French provided an example from when he was in law school in 1992 and his professor would not refer to an “unborn child” or “fetus” but rather a “clump of cells” or a “biologic product.” Out of frustration, he raised his hand and asked why she would not use a term such as “fetus,” and he was shocked by the reaction of his classmates.

“(They were) hissing and booing… screaming ‘ahhh’ and yelling,” French said. “(They were) trying to drown me out from saying this.”

DeSanctis said this story teaches people to be tolerant of and to react calmly to ideas they disagree with because it will send a message conservatives can tolerate diverse ideas.

“If we are transitioning to a model of ‘well, I also should try to shut down or mock or troll people who I disagree with,’ suddenly you’re not sending the message that conservatives can tolerate dissenting ideas,” DeSanctis said. “Suddenly we’re becoming like people on the left who don’t want to hear the truth… I think it says so much that they can’t even hear a basic truth… and about the weakness of their argument.”

While recognizing major progress in America, they agreed toleration of ideas has worsened on college campuses.

“I think a lot about why that is and one big area where that seems to be the case is shutting down speakers who come to campus and the university administrations being complicit in shutting them down,” DeSanctis said.

French said in addition to the temptation for conservatives to fight back, the Tucker Wars began to show the Horseshoe theory, or the right and left becoming more alike, in American politics as populism becomes more prevalent.

“Right and left are not so much competing over fundamental ideas of the role of the state as they’re trying to compete over who’s technocrats should rule,” French said.

Clare Ath, campus outreach coordinator for NRI, is not a student at Michigan but advocates conservative ideas on college campuses. She said Michigan was the first test-stop on the podcast tour they are launching on the topic of civility.

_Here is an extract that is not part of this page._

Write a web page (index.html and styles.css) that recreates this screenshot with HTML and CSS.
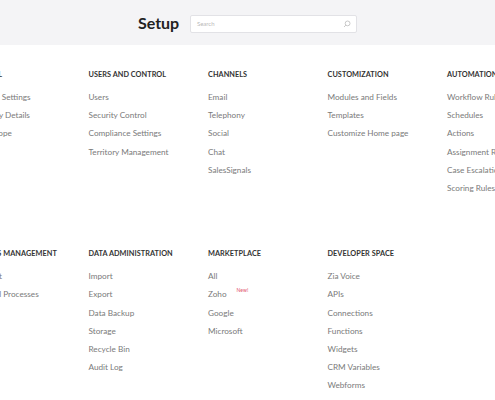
FILE: index.html
```html
<!DOCTYPE html>
<html>
<head>
<meta charset="utf-8">
<link rel="stylesheet" href="styles.css">
</head>
<body>
<header class="topbar">
  <h1 class="title">Setup</h1>
  <div class="search">
    <span class="placeholder">Search</span>
    <svg class="search-icon" width="8" height="8" viewBox="0 0 8 8"><circle cx="4.6" cy="3.4" r="2.4" fill="none" stroke="#bbb" stroke-width="0.8"/><line x1="2.9" y1="5.1" x2="1" y2="7" stroke="#bbb" stroke-width="0.8"/></svg>
  </div>
</header>
<main class="grid">
  <section class="group">
    <h2>GENERAL</h2>
    <ul><li>Personal Settings</li><li>Company Details</li><li>Team Scope</li></ul>
  </section>
  <section class="group">
    <h2>USERS AND CONTROL</h2>
    <ul><li>Users</li><li>Security Control</li><li>Compliance Settings</li><li>Territory Management</li></ul>
  </section>
  <section class="group">
    <h2>CHANNELS</h2>
    <ul><li>Email</li><li>Telephony</li><li>Social</li><li>Chat</li><li>SalesSignals</li></ul>
  </section>
  <section class="group">
    <h2>CUSTOMIZATION</h2>
    <ul><li>Modules and Fields</li><li>Templates</li><li>Customize Home page</li></ul>
  </section>
  <section class="group">
    <h2>AUTOMATION</h2>
    <ul><li>Workflow Rules</li><li>Schedules</li><li>Actions</li><li>Assignment Rules</li><li>Case Escalation Rules</li><li>Scoring Rules</li></ul>
  </section>

  <section class="group">
    <h2>PROCESS MANAGEMENT</h2>
    <ul><li>Blueprint</li><li>Approval Processes</li></ul>
  </section>
  <section class="group">
    <h2>DATA ADMINISTRATION</h2>
    <ul><li>Import</li><li>Export</li><li>Data Backup</li><li>Storage</li><li>Recycle Bin</li><li>Audit Log</li></ul>
  </section>
  <section class="group">
    <h2>MARKETPLACE</h2>
    <ul><li>All</li><li>Zoho<sup class="new">New!</sup></li><li>Google</li><li>Microsoft</li></ul>
  </section>
  <section class="group">
    <h2>DEVELOPER SPACE</h2>
    <ul><li>Zia Voice</li><li>APIs</li><li>Connections</li><li>Functions</li><li>Widgets</li><li>CRM Variables</li><li>Webforms</li></ul>
  </section>
</main>
</body>
</html>
```

FILE: styles.css
```css
html, body {
  margin: 0;
  padding: 0;
  background: #ffffff;
  overflow: hidden;
  font-family: Lato, "Open Sans", sans-serif;
}

.topbar {
  height: 45px;
  background: #f4f4f6;
  display: flex;
  align-items: center;
  justify-content: center;
  gap: 11px;
}

.title {
  margin: 0;
  font-size: 16px;
  font-weight: 700;
  color: #222;
  letter-spacing: -0.1px;
}

.search {
  width: 167px;
  height: 18px;
  margin-top: 2px;
  box-sizing: border-box;
  background: #fff;
  border: 1px solid #e2e2e6;
  border-radius: 2px;
  display: flex;
  align-items: center;
  justify-content: space-between;
  padding: 0 5px 0 6px;
}

.placeholder {
  font-size: 6px;
  color: #b8b8b8;
}

.search-icon {
  display: block;
}

.grid {
  display: grid;
  grid-template-columns: repeat(5, 119.5px);
  row-gap: 51px;
  margin-left: -31px;
  padding-top: 24px;
  width: 600px;
}

.group h2 {
  margin: 0;
  font-size: 7.3px;
  line-height: 12px;
  font-weight: 700;
  color: #333;
  letter-spacing: 0.05px;
  white-space: nowrap;
}

.group ul {
  list-style: none;
  margin: 7px 0 0;
  padding: 0;
}

.group li {
  font-size: 8.2px;
  line-height: 18.2px;
  color: #7a7a7a;
  white-space: nowrap;
}

.new {
  font-size: 5px;
  color: #e0506a;
  vertical-align: 5px;
  line-height: 0;
  margin-left: 10px;
}
```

“How can you further conservative messaging from a point where you’re trying to win over the other side, not isolate it further from the other side?” Ath said.

 

Ath said that many topics discussed were relevant and interesting.

“There’s a difference between criticism and censorship,” Ath said. “I think people on both sides can do a better job of holding themselves accountable to the principles they say they espouse.”

Engineering junior Conor O’Donnell said he found the identity perception aspect of political discourse to be most influential.

“One of the most impactful things I learned is the way to view political discourse in the way that you view who you’re speaking to,” O’Donnell said. “As opposed to looking at people that are most antagonistic in political debate, you want to focus on the people that are gonna be the most rational and most accepting to your ideas because if that’s your impression of the people who are listening to you, you’re more likely to articulate your ideas in a more calm, rational and intellectual way.”

After the recording finished, there was a question and answer session open to the audience. Some topics discussed were religion, critique vs. censorship, abortion and the Romney family.

One student asked about the distinction between a baker refusing to bake a cake and a company engaging the advancement of political ideas.

“The baker cases and florist cases and wedding photographer cases are in this very specific subset that essentially is saying ‘will the state use its power to force a creative professional to use their talents to advance an idea they don’t agree with?’” French said.

LSA freshman Max Resnick said it was interesting to hear the idea of both sides feeling they are losing the culture war because he previously felt like the right was more likely to be seen as winning.

“But now that I’ve heard that, I look around and I see, yeah, people do feel like they can’t express their opinion because of the culture war,” Resnick said. “Then, it definitely seems to me that the left feels like they’re losing the culture war, as well.”